Non tanto Velardi, ma il sindaco pro tempore di Marcianise, a cui quella ragazza esprimeva il suo rilievo, tentando di esercitare la sua funzione di cittadina non le dette – leggete bene, caro dottore Antonio Trombetta, cara dottoressa Lina Tartaglione – una spiegazione, ma le chiese, con un tono tra il poliziesco e l’irridente: “Ma tu a chi sei figlia? a chi appartieni?”, come se ci fosse una variabile censuaria – elevata a massima forma rappresentativa di una città in quanto asserita da quello che doveva essere il primo dei suoi cittadini – a stabilire il diritto o il non diritto di una persona (il contenuto del cui pensiero non conta dunque nulla), che, ribadiamo, prova, naturalmente invano, ad essere anche cittadino.
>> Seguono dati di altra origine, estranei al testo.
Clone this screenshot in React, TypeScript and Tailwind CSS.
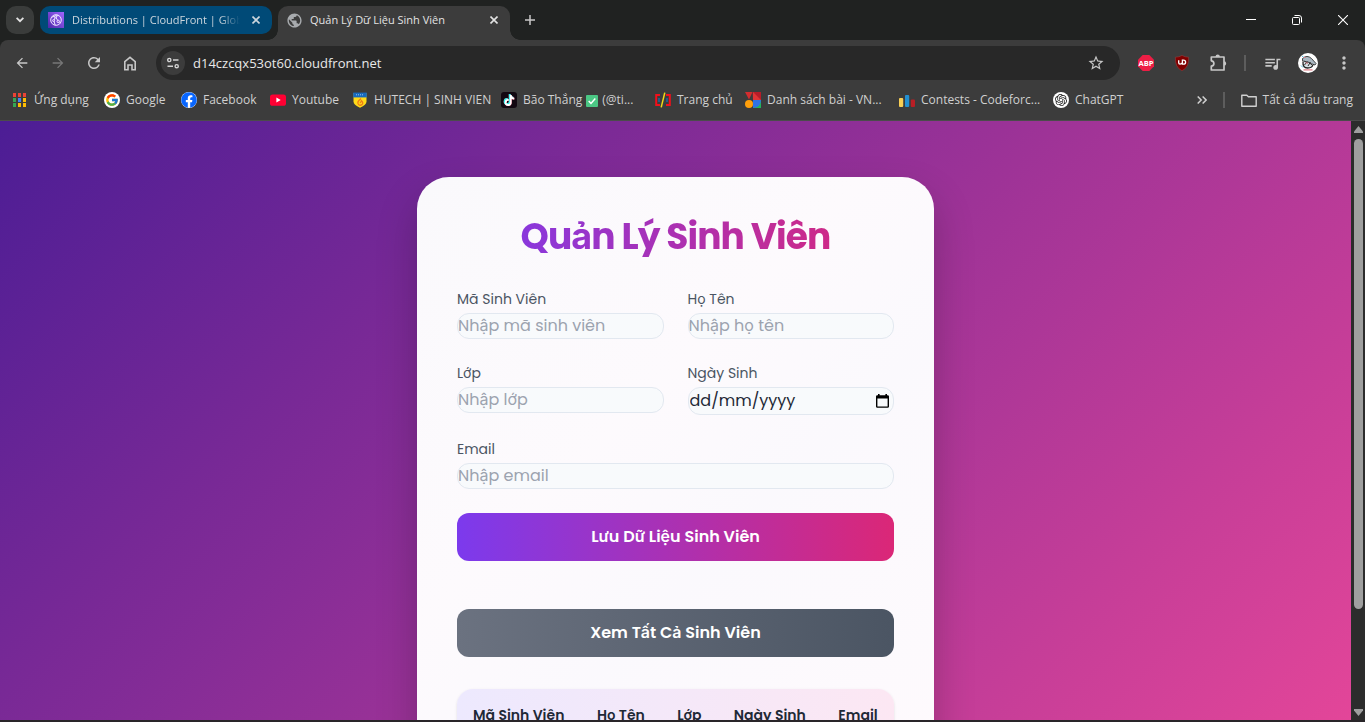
import type { ReactNode } from "react";
import { MdArrowBack, MdArrowForward, MdRefresh, MdStarBorder, MdPublic, MdMoreVert, MdQueueMusic } from "react-icons/md";
import { FcGoogle } from "react-icons/fc";
import { FaTiktok, FaFacebook } from "react-icons/fa";
import { SiOpenai } from "react-icons/si";

const iconButton = "flex h-9 w-9 shrink-0 items-center justify-center rounded-full text-[#c7c7c7]";

function CloseIcon() {
  return (
    <svg width="8" height="8" viewBox="0 0 8 8" stroke="currentColor" strokeWidth="1.6" fill="none">
      <path d="M0.5 0.5L7.5 7.5M7.5 0.5L0.5 7.5" />
    </svg>
  );
}

function TabStrip() {
  return (
    <header className="flex h-10 shrink-0 bg-[#202221] text-[11px] text-[#e3e3e3]">
      <button aria-label="Tìm kiếm thẻ" className="mt-1.5 ml-1.5 flex h-7 w-7 shrink-0 items-center justify-center rounded-[10px] bg-[#3a3c3b]">
        <svg width="8" height="6" viewBox="0 0 8 6" fill="none" stroke="currentColor" strokeWidth="1.8">
          <path d="M0.6 0.8L4 4.2L7.4 0.8" />
        </svg>
      </button>
      <div className="mt-1.5 ml-1.5 flex h-7 w-[232px] items-center rounded-[10px] bg-[#004a77] pr-3 pl-2">
        <svg width="16" height="16" viewBox="0 0 16 16" className="shrink-0">
          <defs>
            <linearGradient id="cf" x1="0" y1="1" x2="1" y2="0">
              <stop stopColor="#4d27a8" />
              <stop offset="1" stopColor="#a166ff" />
            </linearGradient>
          </defs>
          <path fill="url(#cf)" d="M0 0h16v16H0z" />
          <g fill="none" stroke="#efe6ff" strokeWidth="1">
            <circle cx="8" cy="8" r="5.3" />
            <path d="M3.4 5.4Q7 3.6 10.6 3.6M7.2 13.1Q4.5 9 7.4 4.6M12.6 11Q9.5 9.2 7.4 4.6" />
            <circle cx="10.2" cy="9.4" r="1.2" fill="#8850dc" />
            <circle cx="5.6" cy="8.6" r="1" fill="#8850dc" />
            <circle cx="7.6" cy="4.8" r="1" fill="#8850dc" />
          </g>
        </svg>
        <span className="ml-2 flex-1 overflow-hidden whitespace-nowrap text-[#ccd6dd] [mask-image:linear-gradient(to_right,#000_88%,transparent)]">
          Distributions | CloudFront | Global
        </span>
        <button aria-label="Đóng thẻ Distributions" className="ml-3 text-[#ccd6dd]"><CloseIcon /></button>
      </div>
      <div className="relative mt-1.5 ml-1.5 flex w-[232px] items-start rounded-t-[10px] bg-[#3c3c3c] pr-3 pl-2">
        <span className="absolute bottom-0 -left-2.5 h-2.5 w-2.5 bg-[radial-gradient(circle_at_0_0,transparent_9.5px,#3c3c3c_10px)]" />
        <span className="absolute -right-2.5 bottom-0 h-2.5 w-2.5 bg-[radial-gradient(circle_at_100%_0,transparent_9.5px,#3c3c3c_10px)]" />
        <div className="flex h-7 w-full items-center">
          <MdPublic size={17} className="shrink-0 text-[#a8abae]" />
          <span className="ml-[7px] flex-1 whitespace-nowrap">Quản Lý Dữ Liệu Sinh Viên</span>
          <button aria-label="Đóng thẻ Quản Lý Dữ Liệu Sinh Viên"><CloseIcon /></button>
        </div>
      </div>
      <button aria-label="Thẻ mới" className="ml-1.5 flex w-7 items-center justify-center text-[#c7c7c7]">
        <svg width="10" height="10" viewBox="0 0 10 10" stroke="currentColor" strokeWidth="1.5"><path d="M5 0v10M0 5h10" /></svg>
      </button>
      <div className="ml-auto -mr-px flex text-white">
        <button aria-label="Thu nhỏ" className="flex w-[46px] items-center justify-center">
          <svg width="10" height="10" viewBox="0 0 10 10" stroke="currentColor"><path d="M0 4.5h10" /></svg>
        </button>
        <button aria-label="Khôi phục" className="flex w-[46px] items-center justify-center">
          <svg width="10" height="10" viewBox="0 0 10 10" fill="none" stroke="currentColor">
            <rect x="0.5" y="2.5" width="7" height="7" rx="1" />
            <path d="M2.5 0.5H7A2.5 2.5 0 0 1 9.5 3V7.5" />
          </svg>
        </button>
        <button aria-label="Đóng" className="flex w-[46px] items-center justify-center">
          <svg width="10" height="10" viewBox="0 0 10 10" stroke="currentColor" strokeWidth="1.1"><path d="M0 0l10 10M10 0L0 10" /></svg>
        </button>
      </div>
    </header>
  );
}

function Toolbar() {
  return (
    <div className="flex h-[46px] shrink-0 items-center rounded-t-lg bg-[#3c3c3c] pr-[3px] pl-1">
      <button aria-label="Quay lại" className={iconButton}><MdArrowBack size={16} /></button>
      <button aria-label="Tiến" className={iconButton}><MdArrowForward size={16} className="text-[#777777]" /></button>
      <button aria-label="Tải lại" className={iconButton}><MdRefresh size={18} /></button>
      <button aria-label="Trang chủ" className={iconButton}>
        <svg width="14" height="15" viewBox="0 0 14 15" fill="none" stroke="currentColor" strokeWidth="1.6">
          <path d="M1.8 5.6L7 1.4l5.2 4.2V13.7H9V9H5v4.7H1.8z" />
        </svg>
      </button>
      <div className="ml-2 flex h-[34px] flex-1 items-center rounded-full bg-[#282828] pr-1.5 pl-[5px]">
        <button aria-label="Thông tin trang" className="flex h-6 w-6 items-center justify-center rounded-full bg-[#3c3c3c] text-[#d5d5d5]">
          <svg width="12" height="12" viewBox="0 0 12 12" fill="none" stroke="currentColor" strokeWidth="1.4">
            <circle cx="2.3" cy="3" r="1.6" /><path d="M6 3h5.5M0.5 9.2H6" /><circle cx="9.7" cy="9.2" r="1.6" />
          </svg>
        </button>
        <input aria-label="Địa chỉ" defaultValue="d14czcqx53ot60.cloudfront.net" className="ml-2 flex-1 bg-transparent pt-px text-[13px] text-[#e8e8e8] outline-none" />
        <button aria-label="Đánh dấu trang" className="flex w-9 justify-center text-[#c7c7c7]"><MdStarBorder size={18} /></button>
      </div>
      <div className="ml-2 flex items-center">
        <button aria-label="Adblock Plus" className={iconButton}>
          <svg width="16" height="16" viewBox="0 0 16 16">
            <path fill="#ed1e45" d="M4.7 0h6.6L16 4.7v6.6L11.3 16H4.7L0 11.3V4.7z" />
            <text x="8" y="10.8" textAnchor="middle" fontSize="7.6" fontWeight="700" fill="#fff">ABP</text>
          </svg>
        </button>
        <button aria-label="uBlock Origin" className={iconButton}>
          <svg width="16" height="16" viewBox="0 0 16 16">
            <path fill="#800000" stroke="#a04040" strokeWidth="0.5" d="M8 0.4Q10.8 2.2 14.6 2.2Q15.2 12.4 8 15.7Q0.8 12.4 1.4 2.2Q5.2 2.2 8 0.4z" />
            <path d="M4.7 5.2v2.6q0 1.4 1.4 1.4t1.4-1.4M8.400 5.200v4h1q2.200 0 2.200-2t-2.200-2z" fill="none" stroke="#fff" strokeWidth="1.3" />
          </svg>
        </button>
        <button aria-label="Tiện ích" className={iconButton}>
          <svg width="18" height="18" viewBox="0 0 18 18" fill="none" stroke="currentColor" strokeWidth="1.7" strokeLinejoin="round">
            <path fill="currentColor" stroke="none" d="M6.500 3q0-2.400 2.200-2.400T10.900 3zM15 7.200q2.200 0 2.200 2.200T15 11.600z" />
            <path d="M2.300 3H15v13H2.300v-3.800q2.600-.3 2.600-2.700T2.300 6.800z" />
          </svg>
        </button>
        <span className="mx-2 h-4 w-0.5 bg-[#5d5d5d]" />
        <button aria-label="Điều khiển nội dung" className={iconButton}><MdQueueMusic size={19} /></button>
        <button aria-label="Hồ sơ" className={iconButton}>
          <svg width="20" height="20" viewBox="0 0 20 20">
            <circle cx="10" cy="10" r="10" fill="#fff" />
            <path d="M4.500 5.500Q9 1.400 13.500 5.500L18 10.500L17 12L4.500 7.800z" fill="#aab8c2" stroke="#333" strokeWidth="0.900" />
            <path d="M5 8.500Q4.500 15 9.500 15Q14.500 15 15 11.500" fill="#d5e0e4" stroke="#222" strokeWidth="1.300" />
            <path d="M6.500 8l3 2M9.500 8l-3 4M10.500 9l3.500 3M12.500 9l-2.500 4" stroke="#303030" strokeWidth="1" />
            <path d="M4 3l2.500 2M3 12.500l2 2" stroke="#53b9df" strokeWidth="1" />
            <path d="M5.500 16.800h9M7.500 10h2.500M5.500 4.500h2" stroke="#e07d86" strokeWidth="1.200" />
          </svg>
        </button>
        <button aria-label="Menu" className={iconButton}><MdMoreVert size={20} /></button>
      </div>
    </div>
  );
}

const appColors = ["#ea4335", "#ea4335", "#ea4335", "#34a853", "#4285f4", "#fbbc04", "#34a853", "#fbbc04", "#fbbc04"];

const bookmarks: { label: string; icon: ReactNode }[] = [
  {
    label: "Ứng dụng",
    icon: (
      <svg width="16" height="16" viewBox="0 0 16 16">
        {appColors.map((color, i) => (
          <rect key={i} x={1 + (i % 3) * 5} y={1 + Math.floor(i / 3) * 5} width="3" height="4" fill={color} />
        ))}
      </svg>
    ),
  },
  { label: "Google", icon: <span className="flex h-4 w-4 items-center justify-center rounded-full bg-white"><FcGoogle size={14} /></span> },
  { label: "Facebook", icon: <span className="flex h-4 w-4 items-center justify-center rounded-full bg-white"><FaFacebook size={16} className="text-[#0866ff]" /></span> },
  {
    label: "Youtube",
    icon: (
      <svg width="16" height="16" viewBox="0 0 16 16">
        <rect y="2.400" width="16" height="11.400" rx="2.600" fill="#ff0033" />
        <path fill="#fff" d="M6.400 5.600v5l4.300-2.500z" />
      </svg>
    ),
  },
  {
    label: "HUTECH | SINH VIEN",
    icon: (
      <svg width="16" height="16" viewBox="0 0 16 16">
        <path fill="#ffda18" d="M1.500 1h13v8.500q0 3.500-6.500 6.200Q1.500 13 1.500 9.500z" />
        <path fill="#1769bd" d="M1.200 0.600h13.600v4.800H1.200z" />
        <path stroke="#9bc5ec" strokeWidth="1" strokeDasharray="1 1" d="M4 2.800h8" />
        <path fill="none" stroke="#ef7a16" strokeWidth="1.300" d="M9 6.600q-4.200 3-2.800 5.400 1.400 2.200 3.800.6 1.800-1.800-.6-3.800-.2 1.800-1.600 2" />
      </svg>
    ),
  },
  {
    label: "Bão Thắng ✅ (@ti...",
    icon: (
      <span className="flex h-4 w-4 items-center justify-center rounded-[3px] bg-[#120811] text-white">
        <FaTiktok size={11} className="[filter:drop-shadow(-0.6px_-0.4px_0_#25f4ee)_drop-shadow(0.6px_0.4px_0_#fe2c55)]" />
      </span>
    ),
  },
  {
    label: "Trang chủ",
    icon: (
      <svg width="16" height="16" viewBox="0 0 16 16" fill="none">
        <path d="M5 3H1.200v10H5M11 3h3.800v10H11" stroke="#f20f1b" strokeWidth="2" />
        <path d="M4 6v4M12 6v4" stroke="#176cae" strokeWidth="1.400" />
        <path d="M9.800 0.600L6.200 15.400" stroke="#f2da16" strokeWidth="1.500" />
      </svg>
    ),
  },
  {
    label: "Danh sách bài - VN...",
    icon: (
      <svg width="16" height="16" viewBox="0 0 16 16">
        <path fill="#d32d2f" d="M0 0h7.500L4 7.500z" />
        <path fill="#b71c28" d="M7.500 0H16v8H8z" /><path fill="#df3435" d="M8 0l8 8H8z" />
        <circle cx="4" cy="12" r="4" fill="#ff9f0b" />
        <path fill="#22b35b" d="M8 8h8v8H8z" /><path fill="#2f72e5" d="M8 8h8q0 7-8 8z" />
      </svg>
    ),
  },
  {
    label: "Contests - Codeforc...",
    icon: (
      <svg width="16" height="16" viewBox="0 0 16 16">
        <rect x="0" y="6" width="4.200" height="9" rx="1" fill="#f8cf55" />
        <rect x="6" y="3" width="4.200" height="12" rx="1" fill="#2290d2" />
        <rect x="11.800" y="7.500" width="4.200" height="7.500" rx="1" fill="#b81e25" />
      </svg>
    ),
  },
  { label: "ChatGPT", icon: <span className="flex h-4 w-4 items-center justify-center rounded-full bg-white"><SiOpenai size={12} className="text-[#202020]" /></span> },
];

function Check() {
  return (
    <svg role="img" aria-label="✅" width="12" height="12" viewBox="0 0 12 12" className="mx-1 inline-block">
      <rect width="12" height="12" rx="1" fill="#4bc784" />
      <path d="M2.700 6l2.300 2.400 4.300-4.800" fill="none" stroke="#fff" strokeWidth="1.500" />
    </svg>
  );
}

function BookmarkBar() {
  return (
    <nav aria-label="Dấu trang" className="flex h-[35px] shrink-0 items-start border-b border-[#4b4b4b] bg-[#3c3c3c] pl-3 text-xs text-[#d0d0d0]">
      <div className="grid h-7 flex-1 grid-cols-[92px_77px_89px_82px_149px_154px_90px_154px_154px_auto] items-center">
        {bookmarks.map(({ label, icon }) => {
          const [before, after] = label.split(" ✅ ");
          return (
            <a key={label} href="#" className="flex items-center gap-1.5 whitespace-nowrap">
              <span className="shrink-0">{icon}</span>
              <span>{before}{after && <><Check />{after}</>}</span>
            </a>
          );
        })}
      </div>
      <div className="flex h-7 shrink-0 items-center pr-3">
        <button aria-label="Dấu trang khác">
          <svg width="10" height="8" viewBox="0 0 10 8" fill="none" stroke="currentColor" strokeWidth="1.500"><path d="M0.700 0.500L4.200 4 .700 7.500M5.600.500L9.100 4 5.600 7.500" /></svg>
        </button>
        <span className="mr-4 ml-4 h-4 w-0.5 bg-[#5d5d5d]" />
        <a href="#" className="flex items-center gap-1.5 whitespace-nowrap">
          <svg width="16" height="13" viewBox="0 0 16 13" fill="none" stroke="currentColor" strokeWidth="1.400" strokeLinejoin="round"><path d="M.8 1.200h5l1.600 1.600h7.800v9.400H.8z" /></svg>
          Tất cả dấu trang
        </a>
      </div>
    </nav>
  );
}

function Field({ id, label, placeholder, wide }: { id: string; label: string; placeholder: string; wide?: boolean }) {
  return (
    <div className={wide ? "col-span-2" : ""}>
      <label htmlFor={id} className="mb-1 block text-sm text-[#4b5563]">{label}</label>
      <input id={id} placeholder={placeholder} className="block h-[26px] w-full rounded-xl border border-[#e2e8f0] bg-[#f8fafc] pb-0.5 text-base text-[#1f2937] placeholder:text-[#9ca3af]" />
    </div>
  );
}

function DateField() {
  return (
    <div>
      <label htmlFor="birth" className="mb-1 block text-sm text-[#4b5563]">Ngày Sinh</label>
      <div className="flex h-7 items-center rounded-xl border border-[#e2e8f0] bg-[#f8fafc] pr-1 pl-px">
        <input id="birth" placeholder="dd/mm/yyyy" className="w-full min-w-0 bg-transparent text-base text-[#1f2937] outline-none placeholder:text-[#1f2937]" />
        <button type="button" aria-label="Chọn ngày" className="shrink-0 text-black">
          <svg width="13" height="14" viewBox="0 0 13 14"><path fill="currentColor" fillRule="evenodd" d="M2 0h1.600v1.200h5.800V0H11v1.200h.6q1.400 0 1.400 1.400v9.800q0 1.400-1.400 1.400H1.400Q0 13.800 0 12.400V2.600Q0 1.200 1.400 1.200H2zM1.400 4.600v7.800h10.200V4.600z" /></svg>
        </button>
      </div>
    </div>
  );
}

function StudentCard() {
  return (
    <section className="w-full max-w-[517px] rounded-[32px] bg-[linear-gradient(135deg,#faf9fc,#fdfafd_40%,#fbf9fd_60%,#fefafd)] p-10 font-['Poppins','Inter',sans-serif] shadow-[0_20px_40px_rgba(0,0,0,0.22)]">
      <h1 className="mb-8 bg-[linear-gradient(90deg,#7c3aed,#db2777)] bg-clip-text text-center text-4xl font-bold tracking-tight text-transparent">Quản Lý Sinh Viên</h1>
      <form onSubmit={(event) => event.preventDefault()}>
        <div className="grid grid-cols-2 gap-6">
          <Field id="code" label="Mã Sinh Viên" placeholder="Nhập mã sinh viên" />
          <Field id="name" label="Họ Tên" placeholder="Nhập họ tên" />
          <Field id="class" label="Lớp" placeholder="Nhập lớp" />
          <DateField />
          <Field id="email" label="Email" placeholder="Nhập email" wide />
        </div>
        <button className="mt-6 h-12 w-full rounded-xl bg-[linear-gradient(90deg,#7c3aed,#db2777)] font-semibold text-white">Lưu Dữ Liệu Sinh Viên</button>
      </form>
      <button className="mt-12 h-12 w-full rounded-xl bg-[linear-gradient(90deg,#6b7280,#4b5563)] font-semibold text-white">Xem Tất Cả Sinh Viên</button>
      <div className="mt-8 overflow-hidden rounded-2xl shadow-sm">
        <table className="w-full bg-[linear-gradient(90deg,#ede9fe,#fce7f3)] text-sm text-[#1f2937]">
          <thead>
            <tr className="text-left whitespace-nowrap">
              {["Mã Sinh Viên", "Họ Tên", "Lớp", "Ngày Sinh", "Email"].map((name) => (
                <th key={name} scope="col" className="p-4 font-semibold">{name}</th>
              ))}
            </tr>
          </thead>
          <tbody />
        </table>
      </div>
    </section>
  );
}

function Scrollbar() {
  return (
    <div aria-hidden="true" className="flex w-3.5 shrink-0 flex-col items-center bg-[#2c2c2c] pt-[5px] pb-1 text-[#9f9f9f]">
      <svg width="9" height="7" viewBox="0 0 9 7"><path fill="currentColor" d="M4.500 0L9 5.500V7H0V5.500z" /></svg>
      <div className="mt-1.5 mb-[100px] w-[9px] flex-1 rounded-full bg-[#9f9f9f]" />
      <svg width="9" height="7" viewBox="0 0 9 7"><path fill="currentColor" d="M4.500 7L9 1.500V0H0V1.500z" /></svg>
    </div>
  );
}

export default function App() {
  return (
    <div className="flex h-screen flex-col overflow-hidden border-b-2 border-[#292529] bg-[#202221] font-['Segoe_UI','Open_Sans',sans-serif]">
      <TabStrip />
      <Toolbar />
      <BookmarkBar />
      <div className="flex min-h-0 flex-1">
        <main className="flex-1 overflow-y-auto [scrollbar-width:none]">
          <div className="flex justify-center bg-[linear-gradient(135deg,#4c1d95,#ec4899)] py-14">
            <StudentCard />
          </div>
        </main>
        <Scrollbar />
      </div>
    </div>
  );
}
Roba da governo dei latifondisti messicani.

Questa è la mentalità, questa è la cultura che ha prodotto firme false, falsi permessi, una pazzesca procedura di gestione finalizzata al tentativo di costruire il nuovo Palazzetto dello Sport, l’Interporto, i tutor e potremmo continuare per ore.

Quindi, ripetiamo, caro dottore Trombetta, non damnatio memoriae ma memoria viva, solida; memoria che non può non rappresentare il fulcro delle campagne elettorali sua e di Lina Tartaglione.

Ecco perché chi ha affiancato e avallato Velardi non può candidarsi con chi si dichiara in discontinuità.

Per questo motivo, e non certo perché quelli di Velardi ci stanno antipatici, o hanno scritto male di noi o, ancora, ci hanno guardati storto, che un progetto politico di alternativa a quel sistema non può contenere al suo interno, se vuole risultare credibile ai nostri occhi, chi è stato in giunta, chi è rimasto in maggioranza fino all’ultimo giorno, chi ha condiviso, senza staccarsi prima e, ripetiamo, fino all’ultimo secondo di vita dall’Amministrazione – Velardi, chi ha avallato, in silenzio, la cultura delle firme false, quella dei permessi falsi, quella de materiali “falsi” che si volevano usare nel cantiere del Palazzetto dello sport, quella del tutor illegali e rimossi dal viceprefetto vicario, quella dei rapporti con l’Interporto, dei “veni vedi, vici” di Leroy Merlin.

Chi ha avallato, chi ha appoggiato tutto ciò, non può far parte di un progetto alternativo, che diverrebbe una contraddizione in termini e come cedimento, ab origine, a quella cultura che cerca di rimanere a galla, consolidando se stessa attraverso posizioni più defilate, ma non tanto defilate da non consentire di mettere in atto il ricatto elettorale.

Sono o non sono, caro dottore Antonio Trombetta e, per evitare che lei, facendoci scompisciare dalla risate, ci tacci di partigianeria, aggiungiamo anche cara dottoressa Lina Tartaglione, argomenti seri che certo lei, nel suo scritto del giorno di Pasqua non ha saputo riscontrare in maniera autorevole o, quanto meno, concettualmente dignitosa, perdendo già la sua prima occasione con la storia?